Ao acolher a tese dos advogados João Manoel Armôa Júnior e Eugênio Carlo Balliano Malavasi para inocentar os réus, sob o fundamento de que o fato apurado não se constitui em infração penal, a magistrada também analisou as eventuais presenças dos demais elementos do crime culposo, que são conduta voluntária (ação ou omissão), violação de dever objetivo de cuidado, resultado naturalístico involuntário, nexo de causalidade e tipicidade.

O episódio ficou conhecido como “tragédia do Carnaval”, ocorreu na madrugada de 12 de fevereiro de 2013 e envolveu o carro alegórico Rei Pelé, da escola de samba Sangue Jovem. Após o término do desfile na Passarela do Samba Dráusio da Cruz, a alegoria era empurrada pela Avenida Nossa Senhora de Fátima até a área de dispersão. Porém, devido a um desnível de 50 centímetros na lateral da pista, segundo laudo pericial, o veículo ficou desgovernado e correu até a calçada, esbarrando na rede de alta tensão.

O Ministério Público (MP) denunciou os cinco acusados, porque eles orientavam as pessoas incumbidas de conduzir o carro alegórico e teriam dado causa às mortes das vítimas ao agirem com culpa, nas modalidades negligência e imprudência. Ao final do processo, o MP requereu a procedência da ação e a consequente condenação dos réus, nos mesmos termos da denúncia, enquanto os advogados Armôa Júnior e Malavasi pleitearam a absolvição.

Armôa defendeu Luiz Cláudio de Freitas, à época dos fatos presidente da Sangue Jovem, além de Lucas Bernardo Fernandes Novaes, Adalberto Lima da Silva e Helena Ferreira Feitosa, diretores da Harmonia da escola de samba. Funcionário da Progresso e Desenvolvimento de Santos (Prodesan) há 34 anos, mas atuando na área de eventos da Secretaria Municipal de Cultura (Secult) há mais de 18, Cezar Augusto Teixeira Cantarino foi defendido por Malavasi.

“De forma idônea, concreta e inquestionável, a sentença reconheceu a improcedência da acusação, creditando o episódio a uma fatalidade da qual os réus não tiveram qualquer culpa, conforme conseguimos demonstrar durante a ação penal”, destacou Armôa. Malavasi também adotou a tese de que as mortes decorreram de uma tragédia, sem que o seu cliente e os demais acusados tivessem responsabilidade direta ou indireta por elas, ao contrário do que alegou o MP.
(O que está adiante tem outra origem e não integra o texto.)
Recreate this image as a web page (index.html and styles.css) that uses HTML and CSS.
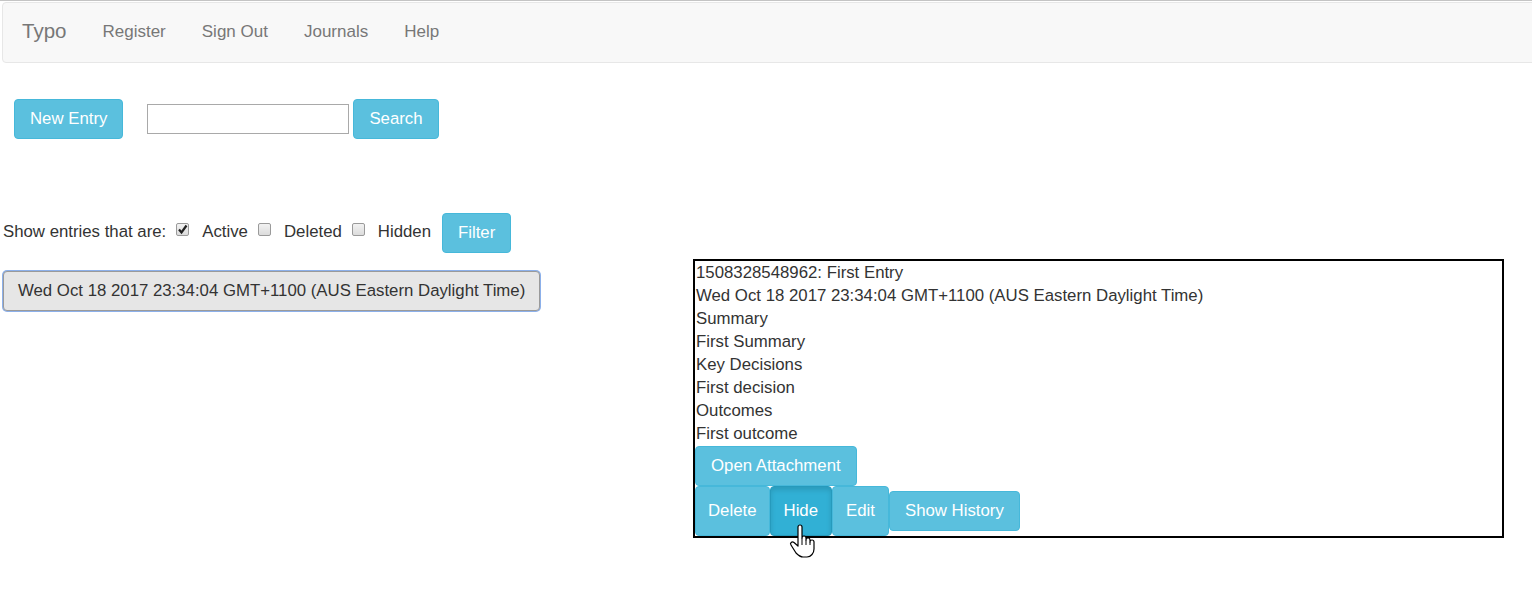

“A prova oral, produzida sob o crivo do contraditório, não foi capaz de demonstrar a conduta culposa por parte dos acusados a permitir um decreto condenatório”, fundamentou a juíza, que reconheceu falhas na organização do desfile carnavalesco. Segundo Lívia Costa, “o trágico acidente” resultou de uma sucessão de acontecimentos, não atribuíveis aos réus. “Claramente houve falhas na organização dos festejos, erros que ocorreram em tempo anterior aos desfiles, na análise da previsibilidade de riscos”.

Leandro Monteiro e Ludenildo da Silva Militão, ambos de 26 anos, conduziam o carro alegórico. Wictor Ferreira, de 29 anos, estava sob a alegoria desinstalando um gerador que alugou à escola de samba. Mirela Diniz Garcia, de 19 anos, sequer participava do evento, estando na frente de sua casa quando levou o choque letal. Segundo o MP, os réus orientavam Leandro e Ludenildo no deslocamento da alegoria e falharam culposamente nessa atribuição, por agirem com negligência e imprudência.
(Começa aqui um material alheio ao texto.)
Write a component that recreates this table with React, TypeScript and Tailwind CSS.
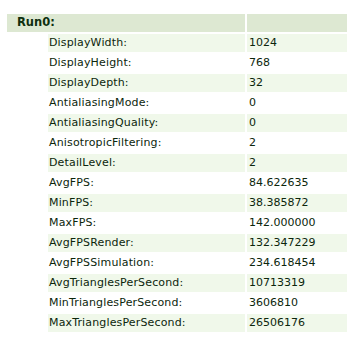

Porém, a juíza observou que se o Poder Público Municipal, responsável pelo evento e com o presumido dever de saber do desnível da avenida, “não anteviu a ocorrência do resultado, não se pode exigir de quaisquer dos réus previsibilidade do acidente”. Lívia Costa citou o relato de um bombeiro que depôs como testemunha. Ele não conseguiu afirmar se a avenida era perigosa, no que tange a riscos, para a passagem de carros alegóricos. “O que se dirá dos acusados, pessoas comuns?”, questionou a juíza.

A previsibilidade objetiva é a possibilidade de prever o resultado lesivo, inerente a qualquer ser humano normal. Sem ela, afasta-se a culpa, porque não é razoável exigir da pessoa “atenção extraordinária”, conforme salientou a magistrada, citando o jurista Guilherme de Souza Nucci. “Desta feita, em que pese muito se lamente o trágico acidente do Carnaval santista de 2013, as mortes das vítimas não podem ser imputadas aos acusados, razão pela qual a absolvição é medida de justiça”, concluiu.